Ghosts [revenants] & changelings: It is not wonderful when one remembers this nearness of the dead to the living, that the country people should sometimes go on half-hoping for years, that their dead might walk in the door, as ruddy and warm as ever, but I think only half-living. (Quoted in Robert Welch, ed., W. B. Yeats: Writings on Irish Folklore, Penguin 1993, p.172; cited in Terence Brown, A Life of W. B. Yeats, 1999, p.20.)
More ghosts: This substitution of the dead for the living is indeed a pagan mystery, and not more hard to understand than the substitution of the body and blood of Christ for the wafer and the wine in the mass; and I have not yet lost the belief that some day, in some village lost among the hills or in some island among the western seas, in some place that remembers the old ways and has not learned the new ways, I will come to understand how this pagan mystery hides and reveals some half-forgotten memory of an ancient knowledge or of an ancient wisdom. (Welch, op. cit., p.317; quoted in Brown, op. cit., p.21.)

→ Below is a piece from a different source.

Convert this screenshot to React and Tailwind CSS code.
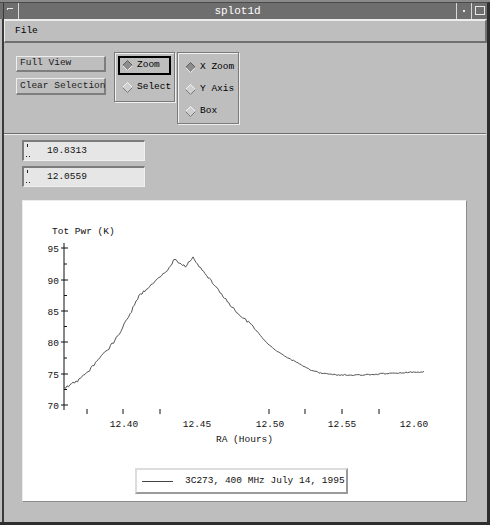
import React from 'react';

const mono = "font-['Liberation_Mono','DejaVu_Sans_Mono',monospace]";

// rough shape of the scan, absolute page coords (plot viewBox uses the same)
const KEY = [
  [64, 388], [70, 385], [78, 381], [87, 373], [101, 357], [110, 347], [118, 336], [123, 327],
  [127, 320], [132, 310], [139, 296], [146, 290], [152, 285], [160, 276], [167, 270], [172, 263],
  [175, 259], [180, 263], [185, 267], [189, 262], [193, 258], [198, 266], [204, 272], [210, 279],
  [218, 290], [226, 300], [235, 310], [243, 318], [250, 323], [260, 335], [268, 344], [275, 350],
  [288, 358], [300, 364], [310, 370], [320, 373], [330, 374], [340, 375], [360, 375], [380, 374],
  [400, 373], [415, 372], [424, 372],
];

function baseY(x) {
  for (let i = 0; i < KEY.length - 1; i++) {
    const [x0, y0] = KEY[i];
    const [x1, y1] = KEY[i + 1];
    if (x >= x0 && x <= x1) return y0 + ((x - x0) / (x1 - x0)) * (y1 - y0);
  }
  return KEY[KEY.length - 1][1];
}

function noise(x) {
  const s = Math.sin(x * 12.9898) * 43758.5453;
  return (s - Math.floor(s)) * 2 - 1;
}

const CURVE = (() => {
  const out = [];
  for (let x = 64; x <= 424; x += 1.5) {
    const amp = x < 250 ? 1.4 : 0.6;
    out.push(`${x.toFixed(1)},${(baseY(x) + noise(x) * amp).toFixed(1)}`);
  }
  return out.join(' ');
})();

const Y_TICKS = [
  { y: 248, label: '95' },
  { y: 280, label: '90' },
  { y: 311, label: '85' },
  { y: 342, label: '80' },
  { y: 374, label: '75' },
  { y: 405, label: '70' },
];
const X_TICKS = [87, 123, 160, 269, 305, 342, 379];
const X_LABELS = [
  { x: 124, label: '12.40' },
  { x: 197, label: '12.45' },
  { x: 270, label: '12.50' },
  { x: 342, label: '12.55' },
  { x: 414, label: '12.60' },
];

function Diamond({ on }) {
  return (
    <svg width="11" height="11" viewBox="0 0 11 11" className="shrink-0">
      <polygon points="5.5,0.5 10.5,5.5 5.5,10.5 0.5,5.5" fill={on ? '#8c8c8c' : '#cfcfcf'} />
      <polyline points="0.5,5.5 5.5,0.5 10.5,5.5" fill="none" stroke={on ? '#5e5e5e' : '#f4f4f4'} />
      <polyline points="0.5,5.5 5.5,10.5 10.5,5.5" fill="none" stroke={on ? '#ededed' : '#7a7a7a'} />
    </svg>
  );
}

function Radio({ on, label }) {
  return (
    <div className="flex items-center gap-[4px] h-[22px] text-[9.5px] text-black">
      <Diamond on={on} />
      <span>{label}</span>
    </div>
  );
}

function Field({ value }) {
  return (
    <div className="w-[123px] h-[21px] bg-[#e6e6e6] border-t-2 border-l-2 border-[#7c7c7c] border-b border-r border-b-[#f0f0f0] border-r-[#f0f0f0] flex items-center">
      <svg width="8" height="17" viewBox="0 0 8 17" className="ml-[1px] shrink-0">
        <rect x="2" y="1" width="1" height="3" fill="#222" />
        <rect x="1" y="13" width="1" height="1" fill="#222" />
        <rect x="4" y="13" width="1" height="1" fill="#222" />
      </svg>
      <span className={`${mono} text-[9.5px] text-[#111] ml-[14px]`}>{value}</span>
    </div>
  );
}

function Plot() {
  return (
    <div className="ml-[18px] mt-[13px] w-[445px] h-[302px] bg-white border-t border-l border-[#ececec] border-b border-r border-b-[#8c8c8c] border-r-[#8c8c8c] flex flex-col">
      <svg width="443" height="262" viewBox="23 201 443 262" className={mono}>
        <text x="52" y="234" fontSize="9.5" fill="#111">Tot Pwr (K)</text>
        <line x1="64" y1="243" x2="64" y2="410" stroke="#111" />
        {Y_TICKS.map((t) => (
          <g key={t.label}>
            <line x1="61" y1={t.y} x2="68" y2={t.y} stroke="#111" />
            <text x="59" y={t.y + 3.5} fontSize="9.5" textAnchor="end" fill="#111">{t.label}</text>
          </g>
        ))}
        {Y_TICKS.slice(0, -1).map((t, i) => (
          <line key={i} x1="64" y1={(t.y + Y_TICKS[i + 1].y) / 2} x2="67" y2={(t.y + Y_TICKS[i + 1].y) / 2} stroke="#111" />
        ))}
        {X_TICKS.map((x) => (
          <line key={x} x1={x} y1="409" x2={x} y2="414" stroke="#111" />
        ))}
        {X_LABELS.map((t) => (
          <text key={t.label} x={t.x} y="427" fontSize="9.5" textAnchor="middle" fill="#111">{t.label}</text>
        ))}
        <text x="216" y="442" fontSize="9.5" fill="#111">RA (Hours)</text>
        <polyline points={CURVE} fill="none" stroke="#555" strokeWidth="1" />
      </svg>
      <div className="flex justify-center mt-[5px] pr-[6px]">
        <div className="h-[26px] w-[213px] border-t-2 border-l-2 border-[#dcdcdc] border-b-2 border-r-2 border-b-[#9a9a9a] border-r-[#9a9a9a] bg-white flex items-center">
          <div className="ml-[5px] w-[31px] h-px bg-[#444]" />
          <span className={`${mono} text-[9.5px] text-[#111] ml-[12px] whitespace-nowrap`}>3C273, 400 MHz July 14, 1995</span>
        </div>
      </div>
    </div>
  );
}

export default function App() {
  return (
    <div className="w-[490px] h-[525px] bg-[#bebebe] flex flex-col overflow-hidden">
      {/* title bar */}
      <div className="h-[19px] bg-[#7a7a7a] flex flex-col shrink-0">
        <div className="h-[3px] bg-[#8a8a8a]" />
        <div className="flex-1 flex bg-[#6e6e6e] border-t border-[#4a4a4a] border-r-[3px] border-r-[#2e2e2e]">
          <div className="w-[4px] border-r border-[#3a3a3a]" />
          <div className="w-[15px] border-r border-[#d8d8d8] relative">
            <div className="absolute left-[3px] top-[5px] w-[6px] h-px bg-[#e8e8e8]" />
            <div className="absolute left-[3px] top-[5px] w-px h-[2px] bg-[#e8e8e8]" />
          </div>
          <div className={`flex-1 flex items-center justify-center text-white text-[11px] ${mono}`}>splot1d</div>
          <div className="w-[15px] border-l border-[#d8d8d8] flex items-center justify-center">
            <div className="w-[2px] h-[2px] bg-[#e8e8e8]" />
          </div>
          <div className="w-[16px] border-l border-[#d8d8d8] flex items-center justify-center">
            <div className="w-[10px] h-[9px] border border-[#e8e8e8]" />
          </div>
        </div>
      </div>

      <div className="flex-1 flex border-b-[3px] border-[#2e2e2e]">
        <div className="w-[2px]" />
        <div className="w-[2px] bg-[#3a3a3a]" />
        <div className="flex-1 flex flex-col">
          {/* menu bar */}
          <div className="h-[24px] shrink-0 border-t-2 border-l border-[#ededed] border-b-2 border-r-2 border-b-[#707070] border-r-[#707070] flex items-center pl-[10px]">
            <span className={`${mono} text-[9.5px] text-black`}>File</span>
          </div>

          {/* controls */}
          <div className="flex items-start pl-[12px] pt-[9px] h-[90px] shrink-0">
            <div className="flex flex-col gap-[6px] mt-[4px] w-[90px]">
              <div className={`${mono} h-[16px] text-[9.5px] text-[#222] pl-[3px] flex items-center border-t border-l border-[#eeeeee] border-b-2 border-r-2 border-b-[#7e7e7e] border-r-[#7e7e7e]`}>Full View</div>
              <div className={`${mono} h-[17px] text-[9.5px] text-[#222] pl-[3px] flex items-center border-t border-l border-[#eeeeee] border-b-2 border-r-2 border-b-[#7e7e7e] border-r-[#7e7e7e] whitespace-nowrap`}>Clear Selection</div>
            </div>
            <div className={`${mono} ml-[8px] w-[61px] h-[50px] border border-[#7a7a7a] shadow-[1px_1px_0_#efefef,inset_1px_1px_0_#efefef] px-[3px] pt-[3px] flex flex-col`}>
              <div className="border-2 border-black h-[19px] flex items-center pl-[2px]">
                <Radio on label="Zoom" />
              </div>
              <div className="pl-[4px] mt-[1px]">
                <Radio label="Select" />
              </div>
            </div>
            <div className={`${mono} ml-[2px] w-[62px] h-[72px] border border-[#7a7a7a] shadow-[1px_1px_0_#efefef,inset_1px_1px_0_#efefef] pl-[7px] pt-[3px] flex flex-col`}>
              <Radio on label="X Zoom" />
              <Radio label="Y Axis" />
              <Radio label="Box" />
            </div>
          </div>

          {/* separator */}
          <div className="h-[2px] shrink-0 border-t border-[#6e6e6e] border-b border-b-[#ededed] mr-[1px]" />

          {/* readouts */}
          <div className="flex flex-col gap-[5px] pl-[18px] pt-[5px]">
            <Field value="10.8313" />
            <Field value="12.0559" />
          </div>

          <Plot />
        </div>
        <div className="w-[3px] bg-[#2e2e2e]" />
      </div>
    </div>
  );
}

Oral literature: Irish poetry and Irish stories were made to be spoken or sung, while English literature, along of great literatures, because the newest of them all, has all but completely shaped itself in the printing press. In Ireland to-day the old world that sang and listened is, it may be for the last time in Europe, face to face with the world that reads and writes, and their antagonisms is always present under some name or other in Irish imagination or intellect. (Literature and the Living Voice; quoted in Denis Donoghue, Another Complex Fate, in We Irish: Essays on Irish Literature and Society, California UP 1986, p.142.)
Ireland today: In Ireland to-day the old world that sang and listened is, it may be for the last time in Europe, face to face with the world that reads and writes, and their antagonisms is always present under some name or other in Irish imagination or intellect. (Literature and the Living Voice; quoted in Denis Donoghue, Another Complex Fate, in We Irish: Essays on Irish Literature and Society, California UP 1986, p.142.)
Note: Yeats viewed the Irish as a scattered race of twenty million held together by songs. (13 Aug. 1937, Letters to Dorothy Wellesley, p.157; quoted in Brenda Maddox, Yeatss Ghosts: The Secret Life of W. B. Yeats, NY: HarperCollins 1999, p.343.)